For under-construction properties, tax deductions on home loan interest payments are not available until the construction is finished. However, once the construction is completed, the interest paid during the construction period can be claimed in five equal instalments starting from the year of completion.
The deduction for interest paid can be claimed once the construction of the home is completed, provided it is finished within 5 years. The deduction can be claimed in five equal instalments.
Section 24(b) allows a deduction of up to ₹2 lakh annually on home loan interest for self-occupied properties. Section 80EE provides an additional deduction of ₹50,000 for first-time homebuyers. Section 80C offers a deduction of up to ₹1.5 lakh on the principal repayment of the home loan.
The six common types of mortgages are:
Fixed-rate mortgage – Constant interest rate throughout the loan tenure.
Floating-rate mortgage – Interest rate fluctuates with the market.
Interest-only mortgage – Borrower pays only interest initially.
Reverse mortgage – Seniors get payments using their home equity.
Balloon mortgage – Lower EMIs initially, with a lump sum due later.
Government-backed mortgage – Loans subsidized by the government.
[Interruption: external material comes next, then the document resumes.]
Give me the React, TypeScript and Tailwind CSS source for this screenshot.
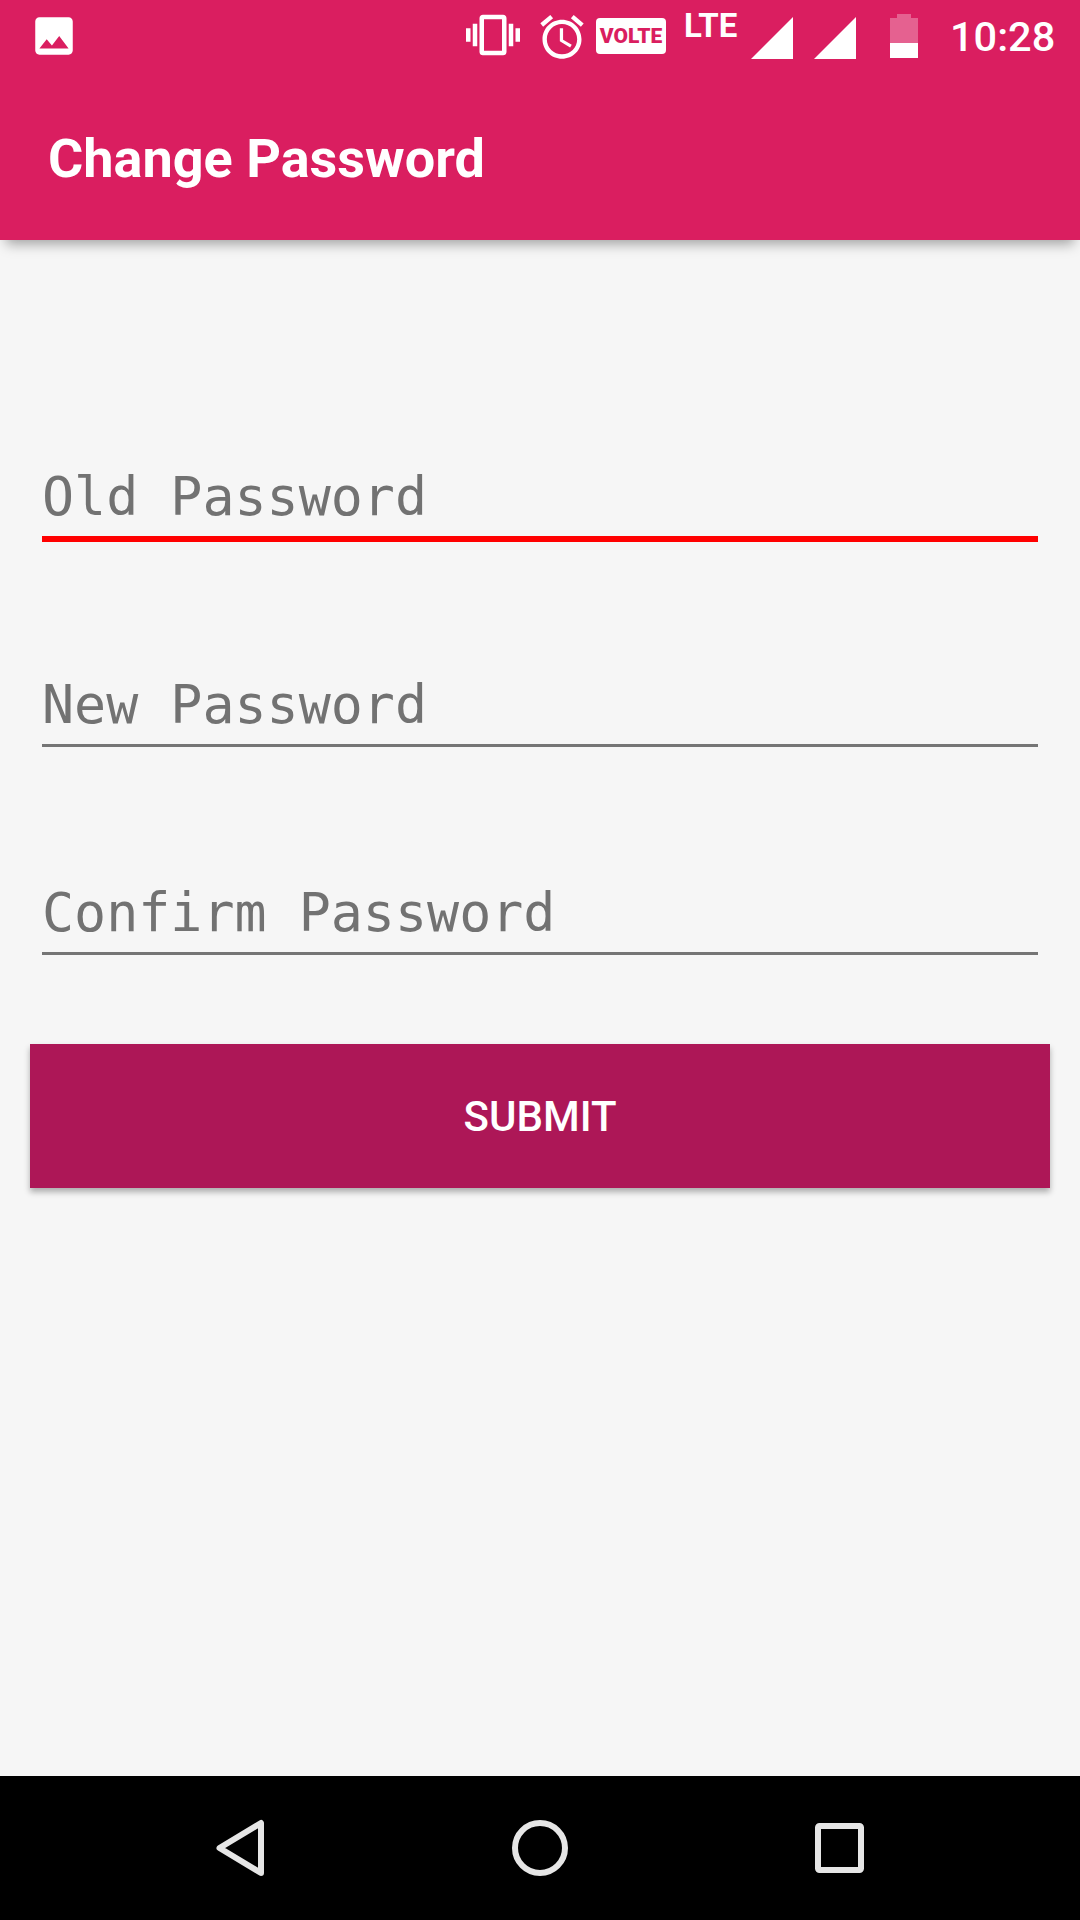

Under Section 24(b), up to ₹2 lakh of home loan interest is tax-deductible for self-occupied properties. For rented properties, there’s no upper limit, but total loss under "Income from House Property" is capped at ₹2 lakh. Additional deductions under Sections 80EE and 80EEA apply for first-time buyers.
To claim a home loan interest deduction under Section 24(b) in ITR, select the appropriate form (ITR-1 or ITR-2), navigate to the "Income from House Property" section, enter the total interest paid, and submit supporting documents like loan statements. Ensure the property is in your name and loan EMIs are paid.